What is tofu?
Tofu is the common name for soybean curd, which is produced from the aqueous extract of the soya bean. It originated in China and has since become an increasingly popular source of plant-based protein.1
Tofu Nutritional Breakdown4*
|Dietary Fibre||1 g|
Soy products such as tofu are a good source of dietary calcium and have an absorption rate approximately equal to cow’s milk.4
The Basics of Soybeans
Soybeans contain substances known as isoflavones, which are classified as phytoestrogens. Due to their structural similarity to endogenous (produced within the human body2) estrogen, isoflavones can bind to some of the estrogen receptors in our body. This chemical property of soy products has made many people hesitant to consume soy products. However, isoflavones have been recognized by the US National Cancer Institute to have potentially protective effects from cancer.3
Potential Health Benefits of Soybeans
Results from a comprehensive review show that women experiencing frequent hot flashes/flushes should consider soy foods or isoflavone supplements to alleviate symptoms.
Similarly, post-menopausal women face the major risk of osteoporosis due to reduced estrogen production. Isoflavones from soy can benefit this population because of their estrogenic nature.
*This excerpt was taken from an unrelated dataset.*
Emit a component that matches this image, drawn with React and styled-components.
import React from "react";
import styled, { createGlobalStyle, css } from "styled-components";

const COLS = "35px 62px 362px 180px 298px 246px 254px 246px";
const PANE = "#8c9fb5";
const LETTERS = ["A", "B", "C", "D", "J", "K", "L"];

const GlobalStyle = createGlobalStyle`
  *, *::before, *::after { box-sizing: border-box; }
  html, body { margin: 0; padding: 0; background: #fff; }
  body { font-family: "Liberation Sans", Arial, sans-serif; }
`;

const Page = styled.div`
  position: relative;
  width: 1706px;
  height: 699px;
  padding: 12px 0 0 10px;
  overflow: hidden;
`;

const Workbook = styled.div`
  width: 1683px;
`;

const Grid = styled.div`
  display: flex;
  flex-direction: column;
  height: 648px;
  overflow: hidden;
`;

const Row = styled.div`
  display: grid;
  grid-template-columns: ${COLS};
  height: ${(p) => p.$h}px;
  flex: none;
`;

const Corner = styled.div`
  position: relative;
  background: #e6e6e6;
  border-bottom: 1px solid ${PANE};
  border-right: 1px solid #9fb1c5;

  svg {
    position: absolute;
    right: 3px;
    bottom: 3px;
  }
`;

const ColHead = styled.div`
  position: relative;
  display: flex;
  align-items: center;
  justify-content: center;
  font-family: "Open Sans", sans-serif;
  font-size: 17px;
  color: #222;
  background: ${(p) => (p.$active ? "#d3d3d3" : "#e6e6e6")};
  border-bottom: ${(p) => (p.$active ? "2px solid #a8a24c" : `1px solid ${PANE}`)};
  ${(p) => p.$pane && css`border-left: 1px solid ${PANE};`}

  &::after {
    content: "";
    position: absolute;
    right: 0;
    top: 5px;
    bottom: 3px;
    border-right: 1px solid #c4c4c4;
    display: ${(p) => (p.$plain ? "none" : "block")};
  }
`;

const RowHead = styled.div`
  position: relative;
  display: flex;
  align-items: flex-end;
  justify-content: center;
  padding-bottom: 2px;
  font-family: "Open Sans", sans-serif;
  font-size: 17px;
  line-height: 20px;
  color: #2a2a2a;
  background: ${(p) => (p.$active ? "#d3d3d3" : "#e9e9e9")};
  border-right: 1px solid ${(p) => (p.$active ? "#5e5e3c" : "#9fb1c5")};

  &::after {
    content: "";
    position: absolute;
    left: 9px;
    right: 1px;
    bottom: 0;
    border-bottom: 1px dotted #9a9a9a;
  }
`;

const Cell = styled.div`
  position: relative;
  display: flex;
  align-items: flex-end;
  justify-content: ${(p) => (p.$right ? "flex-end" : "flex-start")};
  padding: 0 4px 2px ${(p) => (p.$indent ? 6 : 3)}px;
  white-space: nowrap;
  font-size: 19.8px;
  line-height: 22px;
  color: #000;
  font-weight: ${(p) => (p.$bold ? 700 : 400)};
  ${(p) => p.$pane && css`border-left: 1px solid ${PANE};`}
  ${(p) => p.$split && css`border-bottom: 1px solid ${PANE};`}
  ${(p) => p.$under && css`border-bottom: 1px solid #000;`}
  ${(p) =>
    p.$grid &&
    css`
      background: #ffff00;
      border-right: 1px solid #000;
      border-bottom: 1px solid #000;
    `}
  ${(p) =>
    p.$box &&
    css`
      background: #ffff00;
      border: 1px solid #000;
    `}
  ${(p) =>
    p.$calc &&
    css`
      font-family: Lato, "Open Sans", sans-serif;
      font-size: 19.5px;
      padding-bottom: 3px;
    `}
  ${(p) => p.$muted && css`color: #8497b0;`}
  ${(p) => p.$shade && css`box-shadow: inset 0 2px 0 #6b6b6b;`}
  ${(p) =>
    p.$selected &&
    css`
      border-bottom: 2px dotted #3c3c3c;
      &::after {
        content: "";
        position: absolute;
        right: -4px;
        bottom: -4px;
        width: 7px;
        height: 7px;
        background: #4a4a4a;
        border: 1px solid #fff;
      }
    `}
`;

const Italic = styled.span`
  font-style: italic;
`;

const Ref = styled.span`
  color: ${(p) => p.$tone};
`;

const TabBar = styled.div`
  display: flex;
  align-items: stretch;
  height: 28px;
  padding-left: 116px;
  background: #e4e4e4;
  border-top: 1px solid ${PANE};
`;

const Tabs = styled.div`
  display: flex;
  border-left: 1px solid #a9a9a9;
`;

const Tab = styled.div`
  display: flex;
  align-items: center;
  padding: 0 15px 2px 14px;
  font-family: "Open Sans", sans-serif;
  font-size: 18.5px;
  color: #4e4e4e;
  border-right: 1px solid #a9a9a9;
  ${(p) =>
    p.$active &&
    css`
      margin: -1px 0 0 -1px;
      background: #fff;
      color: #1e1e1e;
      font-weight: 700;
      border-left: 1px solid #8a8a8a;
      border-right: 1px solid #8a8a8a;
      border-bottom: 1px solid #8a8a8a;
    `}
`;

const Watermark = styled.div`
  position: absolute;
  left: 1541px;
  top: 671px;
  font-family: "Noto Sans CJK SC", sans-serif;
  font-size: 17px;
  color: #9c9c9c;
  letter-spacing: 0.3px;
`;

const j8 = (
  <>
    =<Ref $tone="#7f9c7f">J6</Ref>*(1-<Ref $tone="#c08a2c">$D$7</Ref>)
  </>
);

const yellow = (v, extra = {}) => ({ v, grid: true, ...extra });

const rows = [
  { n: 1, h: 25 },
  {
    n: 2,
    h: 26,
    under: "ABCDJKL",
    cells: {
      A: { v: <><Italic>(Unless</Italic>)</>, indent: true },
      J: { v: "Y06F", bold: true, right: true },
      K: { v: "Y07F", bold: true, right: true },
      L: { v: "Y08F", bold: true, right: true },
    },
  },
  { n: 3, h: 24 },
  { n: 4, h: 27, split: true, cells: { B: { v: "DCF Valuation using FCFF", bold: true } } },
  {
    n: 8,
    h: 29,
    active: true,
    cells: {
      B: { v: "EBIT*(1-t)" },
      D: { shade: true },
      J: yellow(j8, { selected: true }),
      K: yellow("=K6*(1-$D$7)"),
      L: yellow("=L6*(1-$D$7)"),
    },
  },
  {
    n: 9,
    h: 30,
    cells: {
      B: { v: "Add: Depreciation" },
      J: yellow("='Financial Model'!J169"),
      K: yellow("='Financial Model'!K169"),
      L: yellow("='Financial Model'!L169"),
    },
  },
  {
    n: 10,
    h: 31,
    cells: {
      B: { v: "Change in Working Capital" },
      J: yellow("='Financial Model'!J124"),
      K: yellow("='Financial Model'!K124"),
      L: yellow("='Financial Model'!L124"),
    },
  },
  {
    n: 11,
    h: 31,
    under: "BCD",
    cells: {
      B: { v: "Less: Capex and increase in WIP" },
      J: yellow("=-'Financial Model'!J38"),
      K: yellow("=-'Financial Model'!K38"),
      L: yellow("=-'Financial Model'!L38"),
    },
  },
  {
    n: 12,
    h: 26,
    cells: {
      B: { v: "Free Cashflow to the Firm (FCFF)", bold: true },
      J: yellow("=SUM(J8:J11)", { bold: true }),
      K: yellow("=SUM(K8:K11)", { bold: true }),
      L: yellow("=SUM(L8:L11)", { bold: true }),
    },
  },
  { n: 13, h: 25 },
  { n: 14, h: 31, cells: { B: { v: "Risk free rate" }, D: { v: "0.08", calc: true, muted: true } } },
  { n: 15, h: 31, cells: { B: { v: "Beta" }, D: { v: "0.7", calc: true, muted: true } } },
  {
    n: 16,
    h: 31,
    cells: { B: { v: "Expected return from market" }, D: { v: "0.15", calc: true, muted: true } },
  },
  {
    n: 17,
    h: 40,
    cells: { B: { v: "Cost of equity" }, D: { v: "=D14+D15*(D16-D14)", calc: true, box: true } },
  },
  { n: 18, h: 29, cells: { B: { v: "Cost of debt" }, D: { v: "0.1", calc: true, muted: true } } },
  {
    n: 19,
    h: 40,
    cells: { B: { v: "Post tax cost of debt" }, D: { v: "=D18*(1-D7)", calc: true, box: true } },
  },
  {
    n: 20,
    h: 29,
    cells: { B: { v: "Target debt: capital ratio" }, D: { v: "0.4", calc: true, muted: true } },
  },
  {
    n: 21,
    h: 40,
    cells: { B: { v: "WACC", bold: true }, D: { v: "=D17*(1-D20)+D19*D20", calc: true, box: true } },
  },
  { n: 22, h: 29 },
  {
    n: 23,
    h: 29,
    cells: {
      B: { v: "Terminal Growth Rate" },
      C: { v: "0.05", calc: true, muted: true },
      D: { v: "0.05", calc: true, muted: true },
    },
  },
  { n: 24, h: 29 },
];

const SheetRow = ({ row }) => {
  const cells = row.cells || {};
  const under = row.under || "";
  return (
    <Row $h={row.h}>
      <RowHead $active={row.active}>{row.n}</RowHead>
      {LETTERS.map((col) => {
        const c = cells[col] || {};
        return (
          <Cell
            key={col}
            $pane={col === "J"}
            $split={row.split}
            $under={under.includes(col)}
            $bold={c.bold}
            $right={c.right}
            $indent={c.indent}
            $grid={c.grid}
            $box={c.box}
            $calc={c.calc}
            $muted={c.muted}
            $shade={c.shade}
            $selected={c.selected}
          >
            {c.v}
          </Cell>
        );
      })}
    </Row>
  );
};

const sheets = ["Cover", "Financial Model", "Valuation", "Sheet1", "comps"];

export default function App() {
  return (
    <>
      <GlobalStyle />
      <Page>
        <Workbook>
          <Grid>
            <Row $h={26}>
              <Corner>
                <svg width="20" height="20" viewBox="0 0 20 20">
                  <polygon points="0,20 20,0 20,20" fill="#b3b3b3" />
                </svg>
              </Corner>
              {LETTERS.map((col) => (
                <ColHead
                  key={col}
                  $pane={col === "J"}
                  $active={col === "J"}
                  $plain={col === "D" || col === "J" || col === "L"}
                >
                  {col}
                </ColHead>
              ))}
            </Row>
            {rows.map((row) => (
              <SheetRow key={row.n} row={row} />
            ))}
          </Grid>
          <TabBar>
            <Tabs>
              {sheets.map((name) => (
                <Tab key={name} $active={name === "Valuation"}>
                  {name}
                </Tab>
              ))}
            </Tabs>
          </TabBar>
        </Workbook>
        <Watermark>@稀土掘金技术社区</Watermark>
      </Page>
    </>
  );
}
Isoflavone intake is associated with reduced bone resorption, improved bone mineral density, and reduced bone risk fracture.
Results from one study shows that compared to women who consumed less soy protein and total soy products, those with higher intakes had significantly decreased breast cancer risk.
However, there has also been concern regarding the safety of soy in relation to breast cancer. Due to the estrogenic properties of soy, some believe that soy can cause increased growth of estrogen-dependent tumours such as those present in breast cancer. That being said, this is still a new area of research and studies that have already been published examining the association of breast cancer occurrence and soy isoflavone exposure has found either a protective or no significant association.
In 1999, the FDA approved the health claim that “diets low in saturated fat and cholesterol that include 25 g of soy protein a day may reduce the risk of heart disease.”3
Tofu (& other soy products) are a great plant-based protein alternative for many reasons. They are high in calcium, a good source of protein, and provide variety in your meals. Not only that, but the new Canada’s Food Guide recommends eating a variety of protein foods, including tofu.
Some individuals may be concerned about the isoflavones present in soy products, but there have been many more studies showing the benefits of soy than concerns. Similar to all foods, everything should be consumed in moderation. Just like no one eats steak or chicken every single day for lunch and dinner, the same can be said for tofu & soy products. If you’re looking to transition to a more plant-based diet, consider trying other sources of protein such as beans, lentils, or nuts & seeds.